[start Data section]
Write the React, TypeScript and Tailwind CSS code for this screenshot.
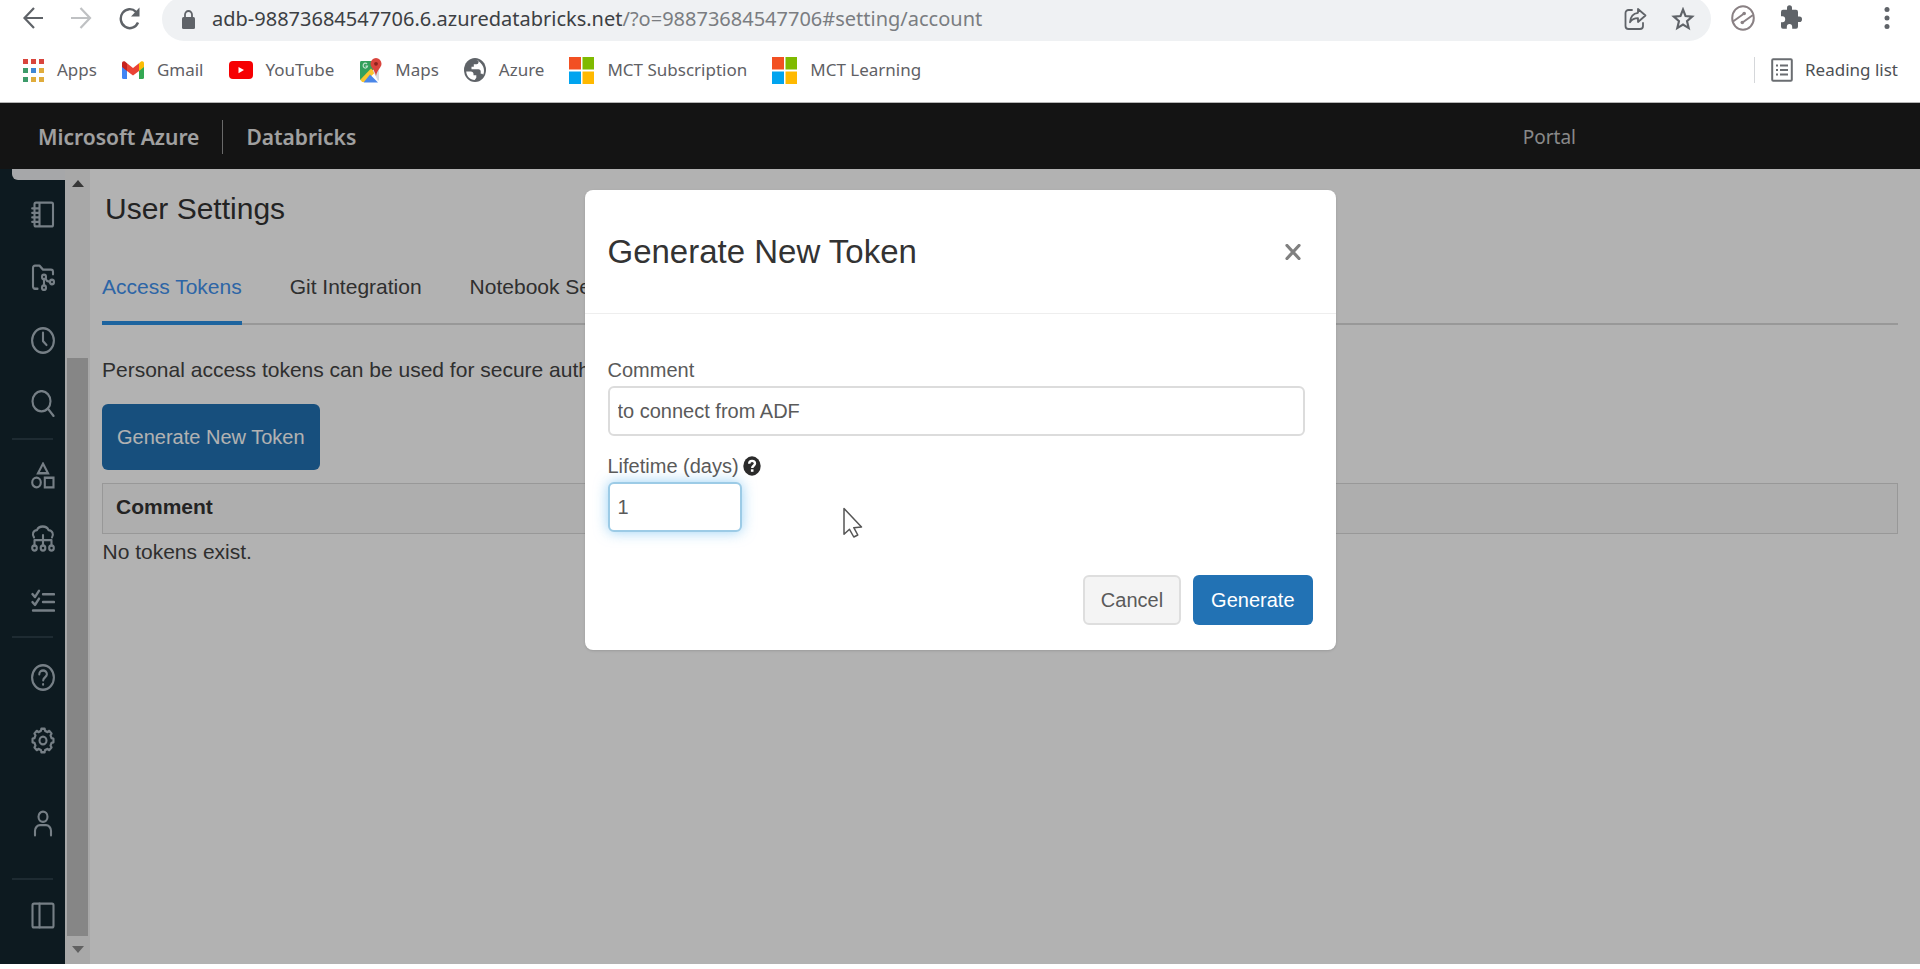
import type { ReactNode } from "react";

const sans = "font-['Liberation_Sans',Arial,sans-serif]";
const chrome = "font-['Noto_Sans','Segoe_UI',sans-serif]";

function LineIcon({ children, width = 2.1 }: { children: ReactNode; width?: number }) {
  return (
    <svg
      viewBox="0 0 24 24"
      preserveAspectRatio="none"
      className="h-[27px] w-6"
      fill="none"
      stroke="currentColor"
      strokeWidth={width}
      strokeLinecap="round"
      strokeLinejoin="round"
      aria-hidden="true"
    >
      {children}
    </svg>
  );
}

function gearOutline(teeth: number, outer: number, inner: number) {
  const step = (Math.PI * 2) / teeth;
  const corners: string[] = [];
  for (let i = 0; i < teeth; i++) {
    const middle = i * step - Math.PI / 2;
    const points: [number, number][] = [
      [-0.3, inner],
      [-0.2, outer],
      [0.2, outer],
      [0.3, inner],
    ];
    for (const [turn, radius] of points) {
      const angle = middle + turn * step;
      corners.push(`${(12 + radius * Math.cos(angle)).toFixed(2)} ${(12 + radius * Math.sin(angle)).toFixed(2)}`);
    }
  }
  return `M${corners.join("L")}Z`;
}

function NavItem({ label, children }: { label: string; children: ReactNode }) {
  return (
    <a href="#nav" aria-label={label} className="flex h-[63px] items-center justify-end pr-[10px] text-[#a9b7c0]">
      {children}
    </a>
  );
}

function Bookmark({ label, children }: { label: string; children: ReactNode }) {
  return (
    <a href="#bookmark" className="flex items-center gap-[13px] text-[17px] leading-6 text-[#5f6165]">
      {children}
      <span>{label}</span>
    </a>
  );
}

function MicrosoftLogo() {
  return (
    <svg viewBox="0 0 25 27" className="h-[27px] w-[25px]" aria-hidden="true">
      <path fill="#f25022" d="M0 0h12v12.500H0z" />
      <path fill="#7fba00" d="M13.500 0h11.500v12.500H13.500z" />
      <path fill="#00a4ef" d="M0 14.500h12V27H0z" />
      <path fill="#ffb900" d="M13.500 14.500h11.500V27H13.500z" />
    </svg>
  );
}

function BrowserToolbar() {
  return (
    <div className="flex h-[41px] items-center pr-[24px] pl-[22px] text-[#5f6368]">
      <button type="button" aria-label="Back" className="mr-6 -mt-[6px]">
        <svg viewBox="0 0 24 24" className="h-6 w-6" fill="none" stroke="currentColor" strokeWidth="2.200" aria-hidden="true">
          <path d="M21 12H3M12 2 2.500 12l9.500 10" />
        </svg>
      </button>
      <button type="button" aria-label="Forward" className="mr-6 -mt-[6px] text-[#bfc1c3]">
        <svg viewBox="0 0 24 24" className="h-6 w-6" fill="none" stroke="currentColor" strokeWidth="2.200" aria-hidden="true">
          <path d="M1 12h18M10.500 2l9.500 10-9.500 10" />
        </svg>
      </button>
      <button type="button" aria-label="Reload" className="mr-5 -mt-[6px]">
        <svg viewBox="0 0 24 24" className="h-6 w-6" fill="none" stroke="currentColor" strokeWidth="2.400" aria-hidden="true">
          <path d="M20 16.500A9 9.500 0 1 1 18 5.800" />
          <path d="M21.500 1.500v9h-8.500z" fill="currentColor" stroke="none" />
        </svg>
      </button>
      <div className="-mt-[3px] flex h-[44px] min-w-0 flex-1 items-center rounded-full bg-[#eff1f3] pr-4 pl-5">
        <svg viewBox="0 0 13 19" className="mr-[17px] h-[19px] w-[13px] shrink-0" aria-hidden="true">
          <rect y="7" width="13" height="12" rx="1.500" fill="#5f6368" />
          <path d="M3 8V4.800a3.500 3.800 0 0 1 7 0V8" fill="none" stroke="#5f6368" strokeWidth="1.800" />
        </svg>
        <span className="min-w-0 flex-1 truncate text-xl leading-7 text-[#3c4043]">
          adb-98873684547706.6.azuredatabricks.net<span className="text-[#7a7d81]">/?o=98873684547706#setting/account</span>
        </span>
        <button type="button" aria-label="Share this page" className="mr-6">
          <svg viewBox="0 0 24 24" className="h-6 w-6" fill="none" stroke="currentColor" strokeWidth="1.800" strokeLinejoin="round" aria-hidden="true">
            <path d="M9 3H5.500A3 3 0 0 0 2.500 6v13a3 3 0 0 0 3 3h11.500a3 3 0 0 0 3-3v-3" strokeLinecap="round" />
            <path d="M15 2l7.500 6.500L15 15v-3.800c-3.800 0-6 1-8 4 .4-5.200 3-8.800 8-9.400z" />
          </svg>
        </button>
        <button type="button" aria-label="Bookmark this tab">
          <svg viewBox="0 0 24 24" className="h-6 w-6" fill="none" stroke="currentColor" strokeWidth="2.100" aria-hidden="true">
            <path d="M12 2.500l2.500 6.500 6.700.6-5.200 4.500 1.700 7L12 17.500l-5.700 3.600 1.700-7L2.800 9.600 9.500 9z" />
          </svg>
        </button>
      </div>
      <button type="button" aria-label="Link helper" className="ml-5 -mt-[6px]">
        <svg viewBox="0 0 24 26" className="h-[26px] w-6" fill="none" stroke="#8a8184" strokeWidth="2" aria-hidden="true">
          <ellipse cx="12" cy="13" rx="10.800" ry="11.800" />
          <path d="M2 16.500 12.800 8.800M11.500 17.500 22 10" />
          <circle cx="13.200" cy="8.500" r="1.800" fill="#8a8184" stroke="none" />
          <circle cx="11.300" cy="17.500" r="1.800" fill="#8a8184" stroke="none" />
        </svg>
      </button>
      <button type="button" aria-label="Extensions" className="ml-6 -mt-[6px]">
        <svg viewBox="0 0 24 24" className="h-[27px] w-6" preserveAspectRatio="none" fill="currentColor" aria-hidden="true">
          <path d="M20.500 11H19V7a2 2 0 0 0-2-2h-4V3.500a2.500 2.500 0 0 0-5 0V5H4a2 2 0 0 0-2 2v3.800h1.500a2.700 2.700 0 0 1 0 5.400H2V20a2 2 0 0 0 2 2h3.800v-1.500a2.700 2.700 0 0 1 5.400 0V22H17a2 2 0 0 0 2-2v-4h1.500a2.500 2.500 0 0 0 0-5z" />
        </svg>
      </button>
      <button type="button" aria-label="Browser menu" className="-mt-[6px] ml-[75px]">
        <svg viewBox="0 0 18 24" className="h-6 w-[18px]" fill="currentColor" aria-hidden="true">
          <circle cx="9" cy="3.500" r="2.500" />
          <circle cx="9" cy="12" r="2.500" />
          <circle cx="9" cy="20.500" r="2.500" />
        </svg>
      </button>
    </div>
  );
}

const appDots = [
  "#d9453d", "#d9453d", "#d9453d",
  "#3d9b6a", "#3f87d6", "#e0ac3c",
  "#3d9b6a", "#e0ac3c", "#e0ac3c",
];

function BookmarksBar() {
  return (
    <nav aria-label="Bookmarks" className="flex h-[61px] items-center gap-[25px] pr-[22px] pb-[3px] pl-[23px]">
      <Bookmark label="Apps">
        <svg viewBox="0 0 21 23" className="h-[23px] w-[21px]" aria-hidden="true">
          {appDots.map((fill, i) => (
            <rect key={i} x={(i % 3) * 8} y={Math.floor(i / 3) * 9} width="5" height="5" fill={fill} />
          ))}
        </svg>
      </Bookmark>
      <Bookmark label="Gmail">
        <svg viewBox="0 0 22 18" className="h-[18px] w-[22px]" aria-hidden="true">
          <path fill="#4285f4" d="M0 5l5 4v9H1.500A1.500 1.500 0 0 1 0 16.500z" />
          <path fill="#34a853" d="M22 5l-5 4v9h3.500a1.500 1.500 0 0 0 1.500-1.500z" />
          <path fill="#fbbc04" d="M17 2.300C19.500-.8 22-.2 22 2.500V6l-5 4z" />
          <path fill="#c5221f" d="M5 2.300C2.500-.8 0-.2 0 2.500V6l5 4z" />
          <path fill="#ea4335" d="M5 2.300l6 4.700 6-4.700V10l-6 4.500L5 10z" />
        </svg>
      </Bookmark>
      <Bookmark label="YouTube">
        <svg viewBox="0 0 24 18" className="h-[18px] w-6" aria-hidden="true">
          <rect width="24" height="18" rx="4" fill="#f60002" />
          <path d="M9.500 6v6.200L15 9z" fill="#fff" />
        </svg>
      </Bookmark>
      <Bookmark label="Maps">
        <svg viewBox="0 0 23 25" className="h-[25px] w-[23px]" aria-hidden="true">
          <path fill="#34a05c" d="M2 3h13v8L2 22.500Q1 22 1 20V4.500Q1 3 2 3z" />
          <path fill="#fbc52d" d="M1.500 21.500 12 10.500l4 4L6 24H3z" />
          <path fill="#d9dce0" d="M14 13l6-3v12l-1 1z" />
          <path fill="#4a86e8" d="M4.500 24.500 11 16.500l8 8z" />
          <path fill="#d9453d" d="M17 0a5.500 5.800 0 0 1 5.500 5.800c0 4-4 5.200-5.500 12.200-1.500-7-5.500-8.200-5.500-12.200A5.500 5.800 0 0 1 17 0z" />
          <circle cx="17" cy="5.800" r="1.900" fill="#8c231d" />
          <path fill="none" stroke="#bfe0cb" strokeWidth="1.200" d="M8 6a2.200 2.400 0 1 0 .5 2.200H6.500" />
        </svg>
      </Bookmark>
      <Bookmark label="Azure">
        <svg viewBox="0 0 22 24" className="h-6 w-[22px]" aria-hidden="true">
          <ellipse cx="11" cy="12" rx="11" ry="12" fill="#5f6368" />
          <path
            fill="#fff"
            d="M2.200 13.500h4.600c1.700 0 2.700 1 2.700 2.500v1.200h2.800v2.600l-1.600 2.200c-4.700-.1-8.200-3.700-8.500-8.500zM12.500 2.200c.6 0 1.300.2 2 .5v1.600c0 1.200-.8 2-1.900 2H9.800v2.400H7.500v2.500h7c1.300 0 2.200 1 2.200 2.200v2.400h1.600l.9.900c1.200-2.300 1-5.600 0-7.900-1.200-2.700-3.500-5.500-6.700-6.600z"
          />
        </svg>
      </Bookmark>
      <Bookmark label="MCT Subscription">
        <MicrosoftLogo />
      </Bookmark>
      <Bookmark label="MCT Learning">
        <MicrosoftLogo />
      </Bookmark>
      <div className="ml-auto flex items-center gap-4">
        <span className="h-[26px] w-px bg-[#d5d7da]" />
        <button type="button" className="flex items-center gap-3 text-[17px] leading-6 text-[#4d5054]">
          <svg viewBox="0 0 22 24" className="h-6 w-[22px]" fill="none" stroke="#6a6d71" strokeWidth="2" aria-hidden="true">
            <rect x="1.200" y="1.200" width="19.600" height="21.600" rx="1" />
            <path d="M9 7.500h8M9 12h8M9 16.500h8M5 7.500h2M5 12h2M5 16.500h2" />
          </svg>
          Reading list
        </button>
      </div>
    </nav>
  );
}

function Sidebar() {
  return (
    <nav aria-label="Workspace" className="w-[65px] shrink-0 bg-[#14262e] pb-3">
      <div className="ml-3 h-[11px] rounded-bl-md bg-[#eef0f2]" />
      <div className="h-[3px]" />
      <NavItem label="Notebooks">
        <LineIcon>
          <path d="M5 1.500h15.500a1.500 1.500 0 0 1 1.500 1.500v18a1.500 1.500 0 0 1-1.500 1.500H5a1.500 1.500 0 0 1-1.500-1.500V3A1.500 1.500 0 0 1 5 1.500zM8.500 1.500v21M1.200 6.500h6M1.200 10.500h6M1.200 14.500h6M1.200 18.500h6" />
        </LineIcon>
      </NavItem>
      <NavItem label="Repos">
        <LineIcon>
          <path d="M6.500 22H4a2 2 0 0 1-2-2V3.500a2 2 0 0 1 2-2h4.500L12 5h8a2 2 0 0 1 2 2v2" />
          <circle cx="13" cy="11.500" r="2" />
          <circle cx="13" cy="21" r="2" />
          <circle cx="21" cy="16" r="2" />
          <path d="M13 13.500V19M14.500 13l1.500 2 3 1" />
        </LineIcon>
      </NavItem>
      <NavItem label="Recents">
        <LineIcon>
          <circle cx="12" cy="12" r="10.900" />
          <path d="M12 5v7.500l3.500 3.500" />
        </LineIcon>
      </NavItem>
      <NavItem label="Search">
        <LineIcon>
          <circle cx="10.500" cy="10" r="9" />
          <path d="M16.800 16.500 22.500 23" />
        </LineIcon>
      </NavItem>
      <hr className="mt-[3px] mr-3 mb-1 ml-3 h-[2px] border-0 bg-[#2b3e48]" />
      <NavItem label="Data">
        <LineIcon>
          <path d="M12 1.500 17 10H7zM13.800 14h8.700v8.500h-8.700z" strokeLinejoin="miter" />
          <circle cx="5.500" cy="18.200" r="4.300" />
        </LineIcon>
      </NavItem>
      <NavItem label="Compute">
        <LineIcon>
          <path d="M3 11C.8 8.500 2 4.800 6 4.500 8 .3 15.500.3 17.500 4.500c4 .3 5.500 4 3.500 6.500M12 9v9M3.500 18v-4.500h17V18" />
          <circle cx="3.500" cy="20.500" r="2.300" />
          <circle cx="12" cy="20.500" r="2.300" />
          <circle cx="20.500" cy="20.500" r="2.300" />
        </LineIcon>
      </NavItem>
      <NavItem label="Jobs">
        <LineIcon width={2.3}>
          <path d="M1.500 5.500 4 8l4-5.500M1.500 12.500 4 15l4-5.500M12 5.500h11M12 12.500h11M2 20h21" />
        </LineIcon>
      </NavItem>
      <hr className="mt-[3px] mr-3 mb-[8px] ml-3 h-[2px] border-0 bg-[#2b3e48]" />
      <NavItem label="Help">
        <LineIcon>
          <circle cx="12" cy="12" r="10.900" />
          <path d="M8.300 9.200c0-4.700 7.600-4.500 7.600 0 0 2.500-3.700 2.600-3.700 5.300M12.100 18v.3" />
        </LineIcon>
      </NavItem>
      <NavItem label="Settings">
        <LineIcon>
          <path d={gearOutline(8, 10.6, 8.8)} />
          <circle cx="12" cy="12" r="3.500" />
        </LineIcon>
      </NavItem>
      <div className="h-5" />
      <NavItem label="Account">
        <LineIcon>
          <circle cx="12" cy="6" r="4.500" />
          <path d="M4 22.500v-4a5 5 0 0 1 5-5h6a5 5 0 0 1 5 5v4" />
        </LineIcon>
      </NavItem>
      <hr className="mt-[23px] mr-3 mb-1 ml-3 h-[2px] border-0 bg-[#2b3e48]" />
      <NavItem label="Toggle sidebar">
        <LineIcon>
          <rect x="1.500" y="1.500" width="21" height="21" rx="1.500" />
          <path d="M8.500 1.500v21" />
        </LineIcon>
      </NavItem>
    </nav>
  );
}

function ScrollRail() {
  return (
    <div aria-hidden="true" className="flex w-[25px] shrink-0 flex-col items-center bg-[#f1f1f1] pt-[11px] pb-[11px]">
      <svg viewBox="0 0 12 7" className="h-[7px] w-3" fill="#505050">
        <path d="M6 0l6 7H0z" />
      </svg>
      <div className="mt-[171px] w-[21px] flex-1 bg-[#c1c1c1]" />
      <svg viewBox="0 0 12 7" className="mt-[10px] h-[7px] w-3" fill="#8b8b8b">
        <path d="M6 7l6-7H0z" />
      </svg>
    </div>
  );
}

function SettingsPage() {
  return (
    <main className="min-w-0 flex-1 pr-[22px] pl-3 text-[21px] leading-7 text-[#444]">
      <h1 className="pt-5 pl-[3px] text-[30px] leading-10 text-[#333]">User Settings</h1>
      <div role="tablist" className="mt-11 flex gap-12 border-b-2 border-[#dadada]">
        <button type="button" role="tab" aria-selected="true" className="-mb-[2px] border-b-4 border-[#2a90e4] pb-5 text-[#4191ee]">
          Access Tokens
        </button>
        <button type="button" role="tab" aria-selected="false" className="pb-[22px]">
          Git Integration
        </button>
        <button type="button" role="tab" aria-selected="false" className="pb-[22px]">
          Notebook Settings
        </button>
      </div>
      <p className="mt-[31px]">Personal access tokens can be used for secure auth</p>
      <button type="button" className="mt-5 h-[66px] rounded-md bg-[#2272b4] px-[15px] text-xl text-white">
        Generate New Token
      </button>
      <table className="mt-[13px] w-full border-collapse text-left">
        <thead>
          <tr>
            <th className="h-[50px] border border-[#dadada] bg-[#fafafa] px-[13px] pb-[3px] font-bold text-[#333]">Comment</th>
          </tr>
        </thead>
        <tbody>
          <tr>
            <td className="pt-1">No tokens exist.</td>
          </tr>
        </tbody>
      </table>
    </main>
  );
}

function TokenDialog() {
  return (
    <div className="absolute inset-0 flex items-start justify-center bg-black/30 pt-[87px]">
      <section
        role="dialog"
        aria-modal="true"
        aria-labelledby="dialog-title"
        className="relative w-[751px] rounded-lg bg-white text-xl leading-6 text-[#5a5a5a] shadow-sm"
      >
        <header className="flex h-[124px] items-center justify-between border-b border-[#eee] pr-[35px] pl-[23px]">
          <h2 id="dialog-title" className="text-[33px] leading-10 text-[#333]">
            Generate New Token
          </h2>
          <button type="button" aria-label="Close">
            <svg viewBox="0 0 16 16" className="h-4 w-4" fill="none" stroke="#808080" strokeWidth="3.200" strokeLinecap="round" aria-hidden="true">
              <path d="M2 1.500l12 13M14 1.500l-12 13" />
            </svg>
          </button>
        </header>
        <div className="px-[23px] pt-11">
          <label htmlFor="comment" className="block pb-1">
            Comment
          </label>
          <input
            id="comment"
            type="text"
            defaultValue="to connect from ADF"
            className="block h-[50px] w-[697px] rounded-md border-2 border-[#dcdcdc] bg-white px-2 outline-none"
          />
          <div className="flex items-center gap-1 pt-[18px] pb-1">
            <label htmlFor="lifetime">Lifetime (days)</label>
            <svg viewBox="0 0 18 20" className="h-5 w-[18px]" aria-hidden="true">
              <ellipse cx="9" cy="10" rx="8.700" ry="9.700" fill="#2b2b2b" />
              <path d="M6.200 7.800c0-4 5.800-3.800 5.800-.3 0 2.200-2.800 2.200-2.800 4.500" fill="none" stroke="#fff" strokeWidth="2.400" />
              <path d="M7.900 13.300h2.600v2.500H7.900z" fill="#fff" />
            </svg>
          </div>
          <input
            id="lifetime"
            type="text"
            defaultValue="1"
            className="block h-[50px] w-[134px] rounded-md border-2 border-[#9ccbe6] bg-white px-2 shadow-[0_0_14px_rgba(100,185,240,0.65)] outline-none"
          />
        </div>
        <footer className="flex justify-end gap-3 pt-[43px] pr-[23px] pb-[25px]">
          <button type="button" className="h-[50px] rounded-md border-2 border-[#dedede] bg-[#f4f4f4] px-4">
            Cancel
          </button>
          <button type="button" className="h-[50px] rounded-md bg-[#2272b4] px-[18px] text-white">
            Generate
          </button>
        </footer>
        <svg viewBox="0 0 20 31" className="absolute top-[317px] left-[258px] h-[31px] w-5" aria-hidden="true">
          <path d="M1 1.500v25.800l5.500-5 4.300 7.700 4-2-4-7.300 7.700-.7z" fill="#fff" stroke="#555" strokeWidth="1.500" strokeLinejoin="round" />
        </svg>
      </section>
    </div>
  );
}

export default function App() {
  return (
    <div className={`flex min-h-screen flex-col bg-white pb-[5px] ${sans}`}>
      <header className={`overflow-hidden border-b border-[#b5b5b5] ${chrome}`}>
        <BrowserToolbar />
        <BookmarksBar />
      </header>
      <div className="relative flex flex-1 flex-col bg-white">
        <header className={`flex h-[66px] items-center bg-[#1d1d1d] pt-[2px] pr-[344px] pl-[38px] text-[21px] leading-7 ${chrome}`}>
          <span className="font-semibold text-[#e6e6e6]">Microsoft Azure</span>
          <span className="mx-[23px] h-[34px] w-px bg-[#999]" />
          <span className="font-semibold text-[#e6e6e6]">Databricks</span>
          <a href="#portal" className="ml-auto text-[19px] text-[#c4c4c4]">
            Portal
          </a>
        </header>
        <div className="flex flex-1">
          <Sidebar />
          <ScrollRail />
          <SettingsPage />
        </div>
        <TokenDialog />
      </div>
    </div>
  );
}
[end Data section]
### Challenge:
Pick each line holding the word "this" out of the data and copy it.

### Written solution:
Write the React, TypeScript and Tailwind CSS code for this screenshot.
        <button type="button" aria-label="Share this page" className="mr-6">
        <button type="button" aria-label="Bookmark this tab">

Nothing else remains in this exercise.